* **Problem description**
Set down all of the data that follows word for word, without the images.

* **Data provided**
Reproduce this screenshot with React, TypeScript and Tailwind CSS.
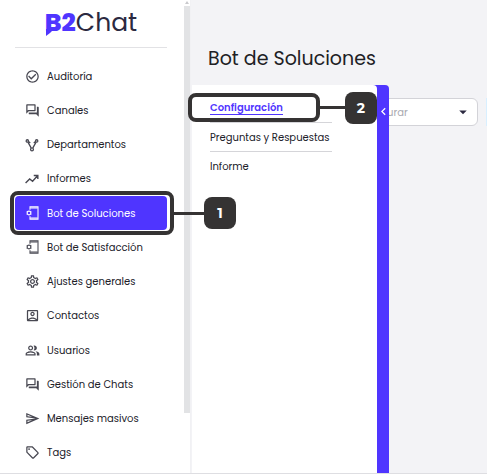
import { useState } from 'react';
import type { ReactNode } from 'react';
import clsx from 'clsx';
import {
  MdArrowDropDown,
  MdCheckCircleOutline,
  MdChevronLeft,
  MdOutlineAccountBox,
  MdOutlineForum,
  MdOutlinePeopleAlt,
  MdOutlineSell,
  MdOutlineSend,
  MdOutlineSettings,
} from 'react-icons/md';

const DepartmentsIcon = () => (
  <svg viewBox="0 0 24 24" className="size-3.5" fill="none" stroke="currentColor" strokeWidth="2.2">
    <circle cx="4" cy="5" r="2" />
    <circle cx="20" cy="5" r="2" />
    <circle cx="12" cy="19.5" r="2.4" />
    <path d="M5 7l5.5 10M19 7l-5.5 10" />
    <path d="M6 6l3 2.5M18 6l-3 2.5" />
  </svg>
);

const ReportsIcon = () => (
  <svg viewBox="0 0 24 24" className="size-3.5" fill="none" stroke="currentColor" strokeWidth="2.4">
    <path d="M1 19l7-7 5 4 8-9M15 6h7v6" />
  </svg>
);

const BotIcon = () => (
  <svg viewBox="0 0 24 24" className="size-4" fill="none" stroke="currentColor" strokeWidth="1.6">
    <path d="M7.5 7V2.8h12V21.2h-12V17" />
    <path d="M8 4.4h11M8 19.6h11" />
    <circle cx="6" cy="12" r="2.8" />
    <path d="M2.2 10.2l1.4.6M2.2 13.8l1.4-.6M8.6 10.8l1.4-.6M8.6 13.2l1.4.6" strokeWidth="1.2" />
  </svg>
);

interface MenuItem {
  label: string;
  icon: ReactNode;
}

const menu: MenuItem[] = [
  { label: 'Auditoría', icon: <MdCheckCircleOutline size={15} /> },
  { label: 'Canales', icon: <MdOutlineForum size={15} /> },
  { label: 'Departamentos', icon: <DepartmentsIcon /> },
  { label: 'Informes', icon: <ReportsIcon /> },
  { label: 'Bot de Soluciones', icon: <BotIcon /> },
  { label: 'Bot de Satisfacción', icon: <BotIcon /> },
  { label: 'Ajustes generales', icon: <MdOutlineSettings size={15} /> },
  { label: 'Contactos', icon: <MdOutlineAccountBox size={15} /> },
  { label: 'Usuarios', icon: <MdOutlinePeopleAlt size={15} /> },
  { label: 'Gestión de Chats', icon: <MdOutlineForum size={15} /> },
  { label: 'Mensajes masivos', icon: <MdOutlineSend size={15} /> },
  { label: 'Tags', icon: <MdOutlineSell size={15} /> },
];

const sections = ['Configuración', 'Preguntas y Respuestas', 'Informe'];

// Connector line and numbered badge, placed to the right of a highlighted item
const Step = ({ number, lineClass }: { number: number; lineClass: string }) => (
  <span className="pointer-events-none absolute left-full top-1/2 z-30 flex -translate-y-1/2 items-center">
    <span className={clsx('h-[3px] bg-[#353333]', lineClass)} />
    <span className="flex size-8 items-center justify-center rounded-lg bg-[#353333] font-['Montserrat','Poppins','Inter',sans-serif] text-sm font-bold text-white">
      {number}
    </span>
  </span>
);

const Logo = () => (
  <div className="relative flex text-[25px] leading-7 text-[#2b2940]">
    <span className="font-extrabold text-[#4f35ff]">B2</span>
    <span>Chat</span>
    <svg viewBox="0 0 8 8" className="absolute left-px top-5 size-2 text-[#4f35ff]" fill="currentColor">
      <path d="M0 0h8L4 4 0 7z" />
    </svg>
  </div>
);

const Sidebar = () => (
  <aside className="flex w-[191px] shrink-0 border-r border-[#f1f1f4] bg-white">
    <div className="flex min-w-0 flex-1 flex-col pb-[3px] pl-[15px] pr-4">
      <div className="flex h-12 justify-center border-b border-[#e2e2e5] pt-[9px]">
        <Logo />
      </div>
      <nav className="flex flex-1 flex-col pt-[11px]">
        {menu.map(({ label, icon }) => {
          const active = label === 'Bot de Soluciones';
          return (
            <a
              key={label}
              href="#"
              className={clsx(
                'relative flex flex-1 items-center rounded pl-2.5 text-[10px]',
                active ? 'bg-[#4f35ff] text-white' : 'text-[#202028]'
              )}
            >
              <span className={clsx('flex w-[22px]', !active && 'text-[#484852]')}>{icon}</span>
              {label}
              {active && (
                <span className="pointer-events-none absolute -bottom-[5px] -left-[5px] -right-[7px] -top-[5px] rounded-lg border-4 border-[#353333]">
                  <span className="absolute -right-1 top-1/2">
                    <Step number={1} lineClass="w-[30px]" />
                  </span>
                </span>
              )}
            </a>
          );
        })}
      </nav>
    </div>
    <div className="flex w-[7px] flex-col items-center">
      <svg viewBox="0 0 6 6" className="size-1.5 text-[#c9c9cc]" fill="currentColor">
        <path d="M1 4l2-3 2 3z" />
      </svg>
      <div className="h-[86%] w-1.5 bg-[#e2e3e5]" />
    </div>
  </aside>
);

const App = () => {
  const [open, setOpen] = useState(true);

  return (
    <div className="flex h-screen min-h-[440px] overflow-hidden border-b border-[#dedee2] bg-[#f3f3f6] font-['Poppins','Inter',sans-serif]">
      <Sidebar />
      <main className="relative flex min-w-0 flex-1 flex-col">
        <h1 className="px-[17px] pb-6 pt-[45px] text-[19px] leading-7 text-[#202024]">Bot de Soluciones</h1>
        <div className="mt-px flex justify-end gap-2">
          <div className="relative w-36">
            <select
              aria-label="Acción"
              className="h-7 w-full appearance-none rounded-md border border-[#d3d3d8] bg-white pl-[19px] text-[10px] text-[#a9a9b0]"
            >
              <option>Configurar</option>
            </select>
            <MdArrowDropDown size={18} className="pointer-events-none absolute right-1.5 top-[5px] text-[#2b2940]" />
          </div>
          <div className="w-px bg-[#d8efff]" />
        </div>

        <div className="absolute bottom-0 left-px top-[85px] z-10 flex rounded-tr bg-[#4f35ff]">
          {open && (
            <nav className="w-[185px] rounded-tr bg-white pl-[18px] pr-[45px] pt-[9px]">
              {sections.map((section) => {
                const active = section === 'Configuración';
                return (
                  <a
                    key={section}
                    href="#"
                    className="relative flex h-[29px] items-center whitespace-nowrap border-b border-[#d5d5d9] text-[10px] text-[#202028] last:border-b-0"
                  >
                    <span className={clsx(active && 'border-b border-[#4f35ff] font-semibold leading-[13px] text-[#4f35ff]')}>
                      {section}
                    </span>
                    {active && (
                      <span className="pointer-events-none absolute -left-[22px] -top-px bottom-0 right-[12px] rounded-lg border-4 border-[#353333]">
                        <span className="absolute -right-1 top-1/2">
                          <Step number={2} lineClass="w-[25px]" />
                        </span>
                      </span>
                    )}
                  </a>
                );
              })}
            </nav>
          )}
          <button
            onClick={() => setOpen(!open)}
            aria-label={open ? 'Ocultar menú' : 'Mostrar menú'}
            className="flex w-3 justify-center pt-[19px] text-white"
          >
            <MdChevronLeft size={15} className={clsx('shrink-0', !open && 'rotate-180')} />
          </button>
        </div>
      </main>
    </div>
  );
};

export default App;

* **Answer**
Reproduce this screenshot with React, TypeScript and Tailwind CSS.
import { useState } from 'react';
import type { ReactNode } from 'react';
import clsx from 'clsx';
import {
  MdArrowDropDown,
  MdCheckCircleOutline,
  MdChevronLeft,
  MdOutlineAccountBox,
  MdOutlineForum,
  MdOutlinePeopleAlt,
  MdOutlineSell,
  MdOutlineSend,
  MdOutlineSettings,
} from 'react-icons/md';

const DepartmentsIcon = () => (
  <svg viewBox="0 0 24 24" className="size-3.5" fill="none" stroke="currentColor" strokeWidth="2.2">
    <circle cx="4" cy="5" r="2" />
    <circle cx="20" cy="5" r="2" />
    <circle cx="12" cy="19.5" r="2.4" />
    <path d="M5 7l5.5 10M19 7l-5.5 10" />
    <path d="M6 6l3 2.5M18 6l-3 2.5" />
  </svg>
);

const ReportsIcon = () => (
  <svg viewBox="0 0 24 24" className="size-3.5" fill="none" stroke="currentColor" strokeWidth="2.4">
    <path d="M1 19l7-7 5 4 8-9M15 6h7v6" />
  </svg>
);

const BotIcon = () => (
  <svg viewBox="0 0 24 24" className="size-4" fill="none" stroke="currentColor" strokeWidth="1.6">
    <path d="M7.5 7V2.8h12V21.2h-12V17" />
    <path d="M8 4.4h11M8 19.6h11" />
    <circle cx="6" cy="12" r="2.8" />
    <path d="M2.2 10.2l1.4.6M2.2 13.8l1.4-.6M8.6 10.8l1.4-.6M8.6 13.2l1.4.6" strokeWidth="1.2" />
  </svg>
);

interface MenuItem {
  label: string;
  icon: ReactNode;
}

const menu: MenuItem[] = [
  { label: 'Auditoría', icon: <MdCheckCircleOutline size={15} /> },
  { label: 'Canales', icon: <MdOutlineForum size={15} /> },
  { label: 'Departamentos', icon: <DepartmentsIcon /> },
  { label: 'Informes', icon: <ReportsIcon /> },
  { label: 'Bot de Soluciones', icon: <BotIcon /> },
  { label: 'Bot de Satisfacción', icon: <BotIcon /> },
  { label: 'Ajustes generales', icon: <MdOutlineSettings size={15} /> },
  { label: 'Contactos', icon: <MdOutlineAccountBox size={15} /> },
  { label: 'Usuarios', icon: <MdOutlinePeopleAlt size={15} /> },
  { label: 'Gestión de Chats', icon: <MdOutlineForum size={15} /> },
  { label: 'Mensajes masivos', icon: <MdOutlineSend size={15} /> },
  { label: 'Tags', icon: <MdOutlineSell size={15} /> },
];

const sections = ['Configuración', 'Preguntas y Respuestas', 'Informe'];

// Connector line and numbered badge, placed to the right of a highlighted item
const Step = ({ number, lineClass }: { number: number; lineClass: string }) => (
  <span className="pointer-events-none absolute left-full top-1/2 z-30 flex -translate-y-1/2 items-center">
    <span className={clsx('h-[3px] bg-[#353333]', lineClass)} />
    <span className="flex size-8 items-center justify-center rounded-lg bg-[#353333] font-['Montserrat','Poppins','Inter',sans-serif] text-sm font-bold text-white">
      {number}
    </span>
  </span>
);

const Logo = () => (
  <div className="relative flex text-[25px] leading-7 text-[#2b2940]">
    <span className="font-extrabold text-[#4f35ff]">B2</span>
    <span>Chat</span>
    <svg viewBox="0 0 8 8" className="absolute left-px top-5 size-2 text-[#4f35ff]" fill="currentColor">
      <path d="M0 0h8L4 4 0 7z" />
    </svg>
  </div>
);

const Sidebar = () => (
  <aside className="flex w-[191px] shrink-0 border-r border-[#f1f1f4] bg-white">
    <div className="flex min-w-0 flex-1 flex-col pb-[3px] pl-[15px] pr-4">
      <div className="flex h-12 justify-center border-b border-[#e2e2e5] pt-[9px]">
        <Logo />
      </div>
      <nav className="flex flex-1 flex-col pt-[11px]">
        {menu.map(({ label, icon }) => {
          const active = label === 'Bot de Soluciones';
          return (
            <a
              key={label}
              href="#"
              className={clsx(
                'relative flex flex-1 items-center rounded pl-2.5 text-[10px]',
                active ? 'bg-[#4f35ff] text-white' : 'text-[#202028]'
              )}
            >
              <span className={clsx('flex w-[22px]', !active && 'text-[#484852]')}>{icon}</span>
              {label}
              {active && (
                <span className="pointer-events-none absolute -bottom-[5px] -left-[5px] -right-[7px] -top-[5px] rounded-lg border-4 border-[#353333]">
                  <span className="absolute -right-1 top-1/2">
                    <Step number={1} lineClass="w-[30px]" />
                  </span>
                </span>
              )}
            </a>
          );
        })}
      </nav>
    </div>
    <div className="flex w-[7px] flex-col items-center">
      <svg viewBox="0 0 6 6" className="size-1.5 text-[#c9c9cc]" fill="currentColor">
        <path d="M1 4l2-3 2 3z" />
      </svg>
      <div className="h-[86%] w-1.5 bg-[#e2e3e5]" />
    </div>
  </aside>
);

const App = () => {
  const [open, setOpen] = useState(true);

  return (
    <div className="flex h-screen min-h-[440px] overflow-hidden border-b border-[#dedee2] bg-[#f3f3f6] font-['Poppins','Inter',sans-serif]">
      <Sidebar />
      <main className="relative flex min-w-0 flex-1 flex-col">
        <h1 className="px-[17px] pb-6 pt-[45px] text-[19px] leading-7 text-[#202024]">Bot de Soluciones</h1>
        <div className="mt-px flex justify-end gap-2">
          <div className="relative w-36">
            <select
              aria-label="Acción"
              className="h-7 w-full appearance-none rounded-md border border-[#d3d3d8] bg-white pl-[19px] text-[10px] text-[#a9a9b0]"
            >
              <option>Configurar</option>
            </select>
            <MdArrowDropDown size={18} className="pointer-events-none absolute right-1.5 top-[5px] text-[#2b2940]" />
          </div>
          <div className="w-px bg-[#d8efff]" />
        </div>

        <div className="absolute bottom-0 left-px top-[85px] z-10 flex rounded-tr bg-[#4f35ff]">
          {open && (
            <nav className="w-[185px] rounded-tr bg-white pl-[18px] pr-[45px] pt-[9px]">
              {sections.map((section) => {
                const active = section === 'Configuración';
                return (
                  <a
                    key={section}
                    href="#"
                    className="relative flex h-[29px] items-center whitespace-nowrap border-b border-[#d5d5d9] text-[10px] text-[#202028] last:border-b-0"
                  >
                    <span className={clsx(active && 'border-b border-[#4f35ff] font-semibold leading-[13px] text-[#4f35ff]')}>
                      {section}
                    </span>
                    {active && (
                      <span className="pointer-events-none absolute -left-[22px] -top-px bottom-0 right-[12px] rounded-lg border-4 border-[#353333]">
                        <span className="absolute -right-1 top-1/2">
                          <Step number={2} lineClass="w-[25px]" />
                        </span>
                      </span>
                    )}
                  </a>
                );
              })}
            </nav>
          )}
          <button
            onClick={() => setOpen(!open)}
            aria-label={open ? 'Ocultar menú' : 'Mostrar menú'}
            className="flex w-3 justify-center pt-[19px] text-white"
          >
            <MdChevronLeft size={15} className={clsx('shrink-0', !open && 'rotate-180')} />
          </button>
        </div>
      </main>
    </div>
  );
};

export default App;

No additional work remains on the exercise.